Katz (born 1927) first went to Maine as a student at the Skowhegan School of Painting and Sculpture in 1949, and it was then that he discovered his predilection for direct painting from life.  While he would later transfer this type of painting to urban subjects, he began in the countryside in Maine, and he continues to this day to spend every summer there, in Lincolnville, looking for new ways to envision the landscape.  Techniques for renewing the idea of landscape have included the turbulent use of visible brushstrokes in the early work, details of clothing, buildings, furniture, and cars that pinpoint a contemporary time and place, and, since the 1980s, large-scale paintings that wrap around the viewer, creating what the artist calls “environmental” paintings.  Another important element, underlying all of these, is an appreciation and use of abstraction, whether it be a solid bank of color, standing in for a sky, or a field of flowers whose all-over energy was inspired by the paintings of Jackson Pollock. 
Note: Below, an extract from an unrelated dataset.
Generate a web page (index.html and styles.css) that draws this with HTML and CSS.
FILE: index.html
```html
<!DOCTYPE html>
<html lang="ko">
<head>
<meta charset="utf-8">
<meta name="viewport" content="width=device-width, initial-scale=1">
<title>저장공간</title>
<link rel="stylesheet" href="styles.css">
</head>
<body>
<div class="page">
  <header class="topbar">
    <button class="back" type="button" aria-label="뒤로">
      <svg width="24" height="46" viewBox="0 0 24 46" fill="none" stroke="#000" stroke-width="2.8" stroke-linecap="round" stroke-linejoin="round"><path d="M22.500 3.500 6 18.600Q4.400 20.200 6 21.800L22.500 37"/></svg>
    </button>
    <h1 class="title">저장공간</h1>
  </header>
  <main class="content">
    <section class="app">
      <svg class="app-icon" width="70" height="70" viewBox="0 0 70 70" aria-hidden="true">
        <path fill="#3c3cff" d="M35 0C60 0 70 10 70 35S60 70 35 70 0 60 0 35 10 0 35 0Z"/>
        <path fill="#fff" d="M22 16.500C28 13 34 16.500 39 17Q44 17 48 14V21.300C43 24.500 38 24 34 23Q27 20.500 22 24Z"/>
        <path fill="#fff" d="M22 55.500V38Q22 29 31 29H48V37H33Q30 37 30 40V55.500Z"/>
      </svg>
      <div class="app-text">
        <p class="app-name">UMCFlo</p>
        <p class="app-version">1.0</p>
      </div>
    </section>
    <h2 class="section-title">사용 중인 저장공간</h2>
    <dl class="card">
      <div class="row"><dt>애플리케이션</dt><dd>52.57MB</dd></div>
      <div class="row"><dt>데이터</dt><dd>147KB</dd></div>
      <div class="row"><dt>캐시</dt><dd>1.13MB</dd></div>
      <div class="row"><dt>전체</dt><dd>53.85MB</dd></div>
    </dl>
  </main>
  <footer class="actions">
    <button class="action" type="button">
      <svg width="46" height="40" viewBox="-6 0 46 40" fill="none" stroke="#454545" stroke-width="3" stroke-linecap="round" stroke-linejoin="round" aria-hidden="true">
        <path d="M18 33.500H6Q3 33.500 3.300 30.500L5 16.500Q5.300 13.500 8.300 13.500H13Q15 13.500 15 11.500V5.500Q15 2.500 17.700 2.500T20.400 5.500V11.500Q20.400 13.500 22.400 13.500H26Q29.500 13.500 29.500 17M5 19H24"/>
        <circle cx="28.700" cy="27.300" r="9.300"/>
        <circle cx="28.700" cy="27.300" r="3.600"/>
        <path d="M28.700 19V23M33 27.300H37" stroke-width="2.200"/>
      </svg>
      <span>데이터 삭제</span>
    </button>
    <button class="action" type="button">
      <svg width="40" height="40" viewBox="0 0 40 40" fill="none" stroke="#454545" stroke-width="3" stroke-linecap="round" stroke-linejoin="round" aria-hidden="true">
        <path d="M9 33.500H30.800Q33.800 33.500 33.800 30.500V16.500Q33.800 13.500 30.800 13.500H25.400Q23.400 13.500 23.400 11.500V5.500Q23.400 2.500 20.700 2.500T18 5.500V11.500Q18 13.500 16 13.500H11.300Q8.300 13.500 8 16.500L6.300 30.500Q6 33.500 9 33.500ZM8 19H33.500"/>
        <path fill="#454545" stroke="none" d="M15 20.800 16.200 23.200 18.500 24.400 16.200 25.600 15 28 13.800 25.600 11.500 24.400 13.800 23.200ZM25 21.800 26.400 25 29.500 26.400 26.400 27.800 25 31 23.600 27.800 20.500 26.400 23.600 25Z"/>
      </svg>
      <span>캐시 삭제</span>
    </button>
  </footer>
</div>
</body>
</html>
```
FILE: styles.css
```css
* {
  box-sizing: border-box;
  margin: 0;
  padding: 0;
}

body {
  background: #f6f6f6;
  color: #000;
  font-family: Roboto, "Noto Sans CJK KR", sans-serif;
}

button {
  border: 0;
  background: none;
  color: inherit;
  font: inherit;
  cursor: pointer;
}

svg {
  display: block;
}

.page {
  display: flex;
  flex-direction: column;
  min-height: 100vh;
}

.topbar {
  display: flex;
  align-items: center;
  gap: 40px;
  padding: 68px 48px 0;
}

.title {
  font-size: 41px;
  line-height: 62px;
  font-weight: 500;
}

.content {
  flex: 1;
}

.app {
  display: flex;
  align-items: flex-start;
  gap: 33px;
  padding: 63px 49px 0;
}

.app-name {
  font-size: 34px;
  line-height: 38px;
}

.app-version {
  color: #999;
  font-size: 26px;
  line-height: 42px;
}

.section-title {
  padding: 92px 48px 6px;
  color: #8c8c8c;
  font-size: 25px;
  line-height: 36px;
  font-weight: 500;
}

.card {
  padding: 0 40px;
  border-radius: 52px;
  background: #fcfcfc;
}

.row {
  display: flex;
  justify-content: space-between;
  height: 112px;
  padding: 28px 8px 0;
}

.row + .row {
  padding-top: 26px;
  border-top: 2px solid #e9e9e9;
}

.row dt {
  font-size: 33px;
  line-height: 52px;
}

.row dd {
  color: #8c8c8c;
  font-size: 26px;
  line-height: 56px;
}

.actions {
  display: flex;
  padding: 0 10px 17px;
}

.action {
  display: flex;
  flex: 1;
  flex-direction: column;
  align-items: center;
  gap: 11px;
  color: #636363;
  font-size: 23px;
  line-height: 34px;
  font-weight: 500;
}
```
Lois Dodd (b. 1927) began spending summers in Lincolnville in 1954, later buying a place in Cushing, and she has come back to Maine every summer since.  Her Maine paintings, including close-up views of windows of farmhouses, doubling as mirrors, and moonlit landscapes, have gained acclaim for their individual vision.
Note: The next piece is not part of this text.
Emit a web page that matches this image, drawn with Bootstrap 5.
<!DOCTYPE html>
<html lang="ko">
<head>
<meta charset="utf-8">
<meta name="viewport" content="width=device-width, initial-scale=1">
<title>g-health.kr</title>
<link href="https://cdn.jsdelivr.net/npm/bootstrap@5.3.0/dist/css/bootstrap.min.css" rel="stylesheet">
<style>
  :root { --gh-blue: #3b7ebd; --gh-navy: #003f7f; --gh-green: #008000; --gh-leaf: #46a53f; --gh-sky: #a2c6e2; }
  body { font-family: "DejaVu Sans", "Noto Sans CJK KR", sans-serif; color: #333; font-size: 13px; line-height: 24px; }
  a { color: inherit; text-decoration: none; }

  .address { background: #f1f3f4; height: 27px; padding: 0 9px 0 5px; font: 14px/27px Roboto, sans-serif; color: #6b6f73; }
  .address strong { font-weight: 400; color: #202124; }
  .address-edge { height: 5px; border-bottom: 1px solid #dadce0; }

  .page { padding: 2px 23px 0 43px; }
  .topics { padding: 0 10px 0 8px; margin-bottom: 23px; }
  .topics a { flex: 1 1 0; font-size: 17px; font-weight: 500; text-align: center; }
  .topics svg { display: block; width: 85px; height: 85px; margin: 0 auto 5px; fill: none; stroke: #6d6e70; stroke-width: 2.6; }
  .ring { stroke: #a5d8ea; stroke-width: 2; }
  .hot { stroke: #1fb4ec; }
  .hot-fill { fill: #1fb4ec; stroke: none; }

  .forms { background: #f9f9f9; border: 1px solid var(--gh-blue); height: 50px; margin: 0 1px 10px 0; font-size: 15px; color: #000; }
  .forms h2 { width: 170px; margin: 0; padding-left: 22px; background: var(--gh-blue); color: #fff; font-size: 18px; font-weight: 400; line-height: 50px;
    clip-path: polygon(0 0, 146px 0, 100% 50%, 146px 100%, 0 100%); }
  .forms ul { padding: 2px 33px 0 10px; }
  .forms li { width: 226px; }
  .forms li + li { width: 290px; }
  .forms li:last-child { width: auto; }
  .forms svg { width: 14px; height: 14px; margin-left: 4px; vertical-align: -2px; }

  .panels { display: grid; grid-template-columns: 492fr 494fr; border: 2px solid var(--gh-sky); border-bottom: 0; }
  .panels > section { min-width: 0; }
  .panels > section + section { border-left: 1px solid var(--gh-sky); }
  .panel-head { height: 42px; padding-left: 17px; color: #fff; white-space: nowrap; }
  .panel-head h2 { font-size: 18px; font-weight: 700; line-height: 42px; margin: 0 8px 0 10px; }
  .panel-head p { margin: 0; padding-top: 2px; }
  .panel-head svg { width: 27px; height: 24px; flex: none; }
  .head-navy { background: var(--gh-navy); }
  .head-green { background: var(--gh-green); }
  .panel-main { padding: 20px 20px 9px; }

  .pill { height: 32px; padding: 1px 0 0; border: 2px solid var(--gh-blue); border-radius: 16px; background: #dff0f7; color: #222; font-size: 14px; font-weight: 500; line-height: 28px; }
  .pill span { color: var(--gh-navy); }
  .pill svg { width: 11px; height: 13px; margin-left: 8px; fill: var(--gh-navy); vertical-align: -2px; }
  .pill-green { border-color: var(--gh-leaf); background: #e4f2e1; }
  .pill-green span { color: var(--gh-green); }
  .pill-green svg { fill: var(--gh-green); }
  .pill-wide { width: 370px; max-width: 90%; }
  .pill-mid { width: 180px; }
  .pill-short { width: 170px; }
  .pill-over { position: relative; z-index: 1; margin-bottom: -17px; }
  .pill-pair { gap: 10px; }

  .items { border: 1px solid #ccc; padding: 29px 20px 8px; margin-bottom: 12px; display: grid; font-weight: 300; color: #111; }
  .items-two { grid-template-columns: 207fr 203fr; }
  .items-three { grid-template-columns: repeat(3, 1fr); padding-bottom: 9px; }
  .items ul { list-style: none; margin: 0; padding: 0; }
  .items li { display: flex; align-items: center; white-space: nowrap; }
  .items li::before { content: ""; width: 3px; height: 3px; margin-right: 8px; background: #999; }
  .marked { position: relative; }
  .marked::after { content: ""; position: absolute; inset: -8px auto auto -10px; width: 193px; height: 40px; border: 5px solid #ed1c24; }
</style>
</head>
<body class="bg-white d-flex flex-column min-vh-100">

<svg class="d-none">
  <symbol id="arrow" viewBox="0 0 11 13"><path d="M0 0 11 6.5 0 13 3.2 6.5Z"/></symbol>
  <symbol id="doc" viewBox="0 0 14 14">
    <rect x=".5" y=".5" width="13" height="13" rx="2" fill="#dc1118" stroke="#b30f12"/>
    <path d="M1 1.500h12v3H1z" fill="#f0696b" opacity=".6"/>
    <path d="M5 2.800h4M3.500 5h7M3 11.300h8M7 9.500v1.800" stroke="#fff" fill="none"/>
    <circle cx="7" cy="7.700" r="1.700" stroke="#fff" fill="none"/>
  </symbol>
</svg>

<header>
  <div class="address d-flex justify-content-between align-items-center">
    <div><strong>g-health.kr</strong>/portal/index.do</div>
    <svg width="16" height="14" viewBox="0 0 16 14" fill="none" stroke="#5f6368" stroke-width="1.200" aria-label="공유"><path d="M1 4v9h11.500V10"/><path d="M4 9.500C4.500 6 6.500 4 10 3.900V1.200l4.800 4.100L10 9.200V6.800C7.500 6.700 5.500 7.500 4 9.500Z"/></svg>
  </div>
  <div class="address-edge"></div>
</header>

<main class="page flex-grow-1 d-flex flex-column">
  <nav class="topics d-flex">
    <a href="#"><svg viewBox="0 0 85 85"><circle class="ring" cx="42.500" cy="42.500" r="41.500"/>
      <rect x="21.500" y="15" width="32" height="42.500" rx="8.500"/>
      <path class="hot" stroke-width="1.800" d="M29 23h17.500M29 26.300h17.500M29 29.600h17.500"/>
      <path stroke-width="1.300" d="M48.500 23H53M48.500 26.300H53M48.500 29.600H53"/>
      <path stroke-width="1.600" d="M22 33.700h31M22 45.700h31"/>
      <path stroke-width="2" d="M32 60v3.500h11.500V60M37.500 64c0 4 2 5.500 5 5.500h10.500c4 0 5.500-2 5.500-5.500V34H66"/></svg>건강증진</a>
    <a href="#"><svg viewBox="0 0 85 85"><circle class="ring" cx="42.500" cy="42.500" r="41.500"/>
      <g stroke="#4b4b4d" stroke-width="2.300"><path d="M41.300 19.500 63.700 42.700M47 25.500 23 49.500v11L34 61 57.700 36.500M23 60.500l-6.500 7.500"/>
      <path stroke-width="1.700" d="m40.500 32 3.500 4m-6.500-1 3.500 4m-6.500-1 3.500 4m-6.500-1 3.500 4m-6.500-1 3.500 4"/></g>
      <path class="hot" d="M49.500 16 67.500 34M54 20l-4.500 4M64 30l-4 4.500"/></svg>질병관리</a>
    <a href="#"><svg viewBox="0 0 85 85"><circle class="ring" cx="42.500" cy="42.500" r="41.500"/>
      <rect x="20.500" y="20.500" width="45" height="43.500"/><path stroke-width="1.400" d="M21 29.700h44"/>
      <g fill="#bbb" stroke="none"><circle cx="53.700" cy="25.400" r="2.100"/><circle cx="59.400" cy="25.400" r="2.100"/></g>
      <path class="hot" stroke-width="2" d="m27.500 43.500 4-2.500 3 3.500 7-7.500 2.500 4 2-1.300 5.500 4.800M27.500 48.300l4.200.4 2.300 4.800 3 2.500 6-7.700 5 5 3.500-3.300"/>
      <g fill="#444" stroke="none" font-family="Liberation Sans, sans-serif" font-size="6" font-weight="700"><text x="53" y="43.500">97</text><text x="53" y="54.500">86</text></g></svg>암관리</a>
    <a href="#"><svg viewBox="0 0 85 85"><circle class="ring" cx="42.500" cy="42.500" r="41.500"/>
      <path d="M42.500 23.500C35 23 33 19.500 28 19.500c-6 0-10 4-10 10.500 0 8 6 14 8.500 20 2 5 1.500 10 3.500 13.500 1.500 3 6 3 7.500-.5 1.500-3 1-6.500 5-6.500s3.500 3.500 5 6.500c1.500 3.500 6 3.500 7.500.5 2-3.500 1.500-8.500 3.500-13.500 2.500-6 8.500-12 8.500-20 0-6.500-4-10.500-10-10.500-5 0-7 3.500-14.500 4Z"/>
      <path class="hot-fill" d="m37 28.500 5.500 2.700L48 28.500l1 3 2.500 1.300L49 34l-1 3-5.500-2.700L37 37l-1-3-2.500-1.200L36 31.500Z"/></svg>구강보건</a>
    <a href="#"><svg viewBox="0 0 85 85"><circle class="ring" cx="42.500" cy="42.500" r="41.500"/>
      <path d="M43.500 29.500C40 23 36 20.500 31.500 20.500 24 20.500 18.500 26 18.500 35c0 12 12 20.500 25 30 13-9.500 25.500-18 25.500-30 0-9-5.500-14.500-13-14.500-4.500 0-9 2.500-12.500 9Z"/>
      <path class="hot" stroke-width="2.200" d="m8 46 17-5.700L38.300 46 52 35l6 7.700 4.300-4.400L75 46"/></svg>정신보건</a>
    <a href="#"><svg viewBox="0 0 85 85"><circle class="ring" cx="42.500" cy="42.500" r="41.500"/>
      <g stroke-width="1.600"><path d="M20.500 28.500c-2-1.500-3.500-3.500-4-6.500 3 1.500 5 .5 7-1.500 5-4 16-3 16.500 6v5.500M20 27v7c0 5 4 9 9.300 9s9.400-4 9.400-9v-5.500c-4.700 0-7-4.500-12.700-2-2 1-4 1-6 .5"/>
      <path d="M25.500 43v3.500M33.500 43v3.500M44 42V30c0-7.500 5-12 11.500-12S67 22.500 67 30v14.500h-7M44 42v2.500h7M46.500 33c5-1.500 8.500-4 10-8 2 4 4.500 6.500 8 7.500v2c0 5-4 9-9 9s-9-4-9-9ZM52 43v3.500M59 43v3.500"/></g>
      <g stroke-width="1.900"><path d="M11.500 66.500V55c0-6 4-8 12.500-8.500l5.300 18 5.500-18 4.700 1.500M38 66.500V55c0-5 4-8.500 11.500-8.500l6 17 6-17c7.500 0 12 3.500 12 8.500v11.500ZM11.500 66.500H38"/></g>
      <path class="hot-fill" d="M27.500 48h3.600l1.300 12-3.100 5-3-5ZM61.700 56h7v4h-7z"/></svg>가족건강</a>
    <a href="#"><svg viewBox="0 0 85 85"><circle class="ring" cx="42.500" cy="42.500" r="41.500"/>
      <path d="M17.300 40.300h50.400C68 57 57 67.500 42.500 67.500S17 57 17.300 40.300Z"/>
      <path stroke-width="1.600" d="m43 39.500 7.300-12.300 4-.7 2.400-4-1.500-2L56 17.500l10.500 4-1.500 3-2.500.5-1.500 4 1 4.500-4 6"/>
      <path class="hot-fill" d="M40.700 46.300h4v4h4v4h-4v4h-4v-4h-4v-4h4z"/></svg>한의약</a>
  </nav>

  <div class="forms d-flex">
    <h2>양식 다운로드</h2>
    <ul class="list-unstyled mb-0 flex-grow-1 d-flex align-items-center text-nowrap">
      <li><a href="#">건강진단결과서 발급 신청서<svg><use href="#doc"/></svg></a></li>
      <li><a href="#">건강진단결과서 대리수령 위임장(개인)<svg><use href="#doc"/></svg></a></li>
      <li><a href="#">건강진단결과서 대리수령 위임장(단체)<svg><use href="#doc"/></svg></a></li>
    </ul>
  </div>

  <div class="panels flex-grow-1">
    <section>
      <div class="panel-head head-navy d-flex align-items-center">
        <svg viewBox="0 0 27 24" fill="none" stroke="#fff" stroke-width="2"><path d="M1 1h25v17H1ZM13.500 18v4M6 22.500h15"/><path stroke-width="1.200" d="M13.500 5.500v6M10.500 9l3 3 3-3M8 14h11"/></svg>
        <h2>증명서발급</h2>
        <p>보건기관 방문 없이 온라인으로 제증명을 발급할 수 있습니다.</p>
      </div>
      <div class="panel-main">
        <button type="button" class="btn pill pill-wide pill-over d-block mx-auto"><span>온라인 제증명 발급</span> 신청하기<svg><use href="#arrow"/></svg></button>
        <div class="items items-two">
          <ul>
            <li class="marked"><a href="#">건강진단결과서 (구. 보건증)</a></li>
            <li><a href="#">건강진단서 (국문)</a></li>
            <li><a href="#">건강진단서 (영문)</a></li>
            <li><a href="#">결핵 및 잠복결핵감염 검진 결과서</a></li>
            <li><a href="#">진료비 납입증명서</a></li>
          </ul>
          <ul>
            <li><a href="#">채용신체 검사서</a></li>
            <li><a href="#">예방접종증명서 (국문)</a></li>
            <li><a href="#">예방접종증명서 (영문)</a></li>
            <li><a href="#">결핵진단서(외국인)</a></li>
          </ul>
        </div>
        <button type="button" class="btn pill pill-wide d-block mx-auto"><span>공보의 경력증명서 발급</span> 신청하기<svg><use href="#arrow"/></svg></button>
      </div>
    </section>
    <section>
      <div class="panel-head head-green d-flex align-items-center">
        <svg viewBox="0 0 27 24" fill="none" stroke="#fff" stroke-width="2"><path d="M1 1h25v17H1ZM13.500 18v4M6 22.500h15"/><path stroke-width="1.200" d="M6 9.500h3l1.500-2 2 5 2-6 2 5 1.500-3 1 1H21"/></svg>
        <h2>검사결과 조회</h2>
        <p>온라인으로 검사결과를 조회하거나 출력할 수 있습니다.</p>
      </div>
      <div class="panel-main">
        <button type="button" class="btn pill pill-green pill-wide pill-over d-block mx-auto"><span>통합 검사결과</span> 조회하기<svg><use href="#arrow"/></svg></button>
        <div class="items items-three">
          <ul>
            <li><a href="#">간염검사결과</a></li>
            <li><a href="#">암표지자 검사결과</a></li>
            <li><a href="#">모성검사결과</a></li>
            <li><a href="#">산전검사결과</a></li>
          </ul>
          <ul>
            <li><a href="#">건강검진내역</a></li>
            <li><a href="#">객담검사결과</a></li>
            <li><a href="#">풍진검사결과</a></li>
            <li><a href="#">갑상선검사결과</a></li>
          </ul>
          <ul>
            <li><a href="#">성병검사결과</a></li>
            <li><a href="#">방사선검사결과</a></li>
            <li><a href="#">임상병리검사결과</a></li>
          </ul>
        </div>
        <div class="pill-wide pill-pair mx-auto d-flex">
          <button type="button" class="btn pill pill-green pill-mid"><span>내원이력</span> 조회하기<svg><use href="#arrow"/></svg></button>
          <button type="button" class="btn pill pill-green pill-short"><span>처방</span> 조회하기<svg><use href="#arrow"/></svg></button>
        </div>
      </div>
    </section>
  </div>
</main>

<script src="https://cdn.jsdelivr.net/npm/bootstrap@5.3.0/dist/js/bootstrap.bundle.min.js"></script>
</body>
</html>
Many other artists have come to Maine since and worked with its particular landscape as subject matter.  Neil Welliver (1929–2005) was born in Pennsylvania and moved to Lincolnville, becoming identified with the state because of his paintings of the Maine woods.  He intentionally used artificial-seeming colors, claiming that he was not interested in painting from nature.  His paint handling often seems perfunctory, yet his imagery is personal.  Rudy Burckhardt (1914–1999) bought a house in Montville, not far from Lincolnville, joining the growing artists’ enclave there.  His first summer in the Lincolnville area, Burckhardt rented a house with his wife, the painter Yvonne Jacquette (b. 1934), the poet and critic Edwin Denby (1903–1983), and painters Red Grooms (b. 1937) and Mimi Gross (b. 1940).  The summer of 1964, they all collaborated on a film entitled Lurk, based on the novel Frankenstein.  Further summers resulted in further film collaborations, often with visiting poet, dancer, and painter friends, photographs and paintings by Burckhardt, and Jacquette’s developing explorations of aerial views, many of them done by renting small planes and flying over local towns.  Painter Rackstraw Downes(b. 1939) had a place not far from Lincolnville in the 1970s, and it was there that he began to develop his defining wide-angle format, as well as a taste for subjects such as that portrayed in his 1986 painting Dragon Cement Plant, Thomaston, Me.: The Rock-Crushing Operation(United Missouri Bank Collection).  We have come a long way from Church’s Romantic visions of a pristine nature surrounding Mt. Katahdin; surely artists in the future will find other ways of representing Maine’s singular vistas.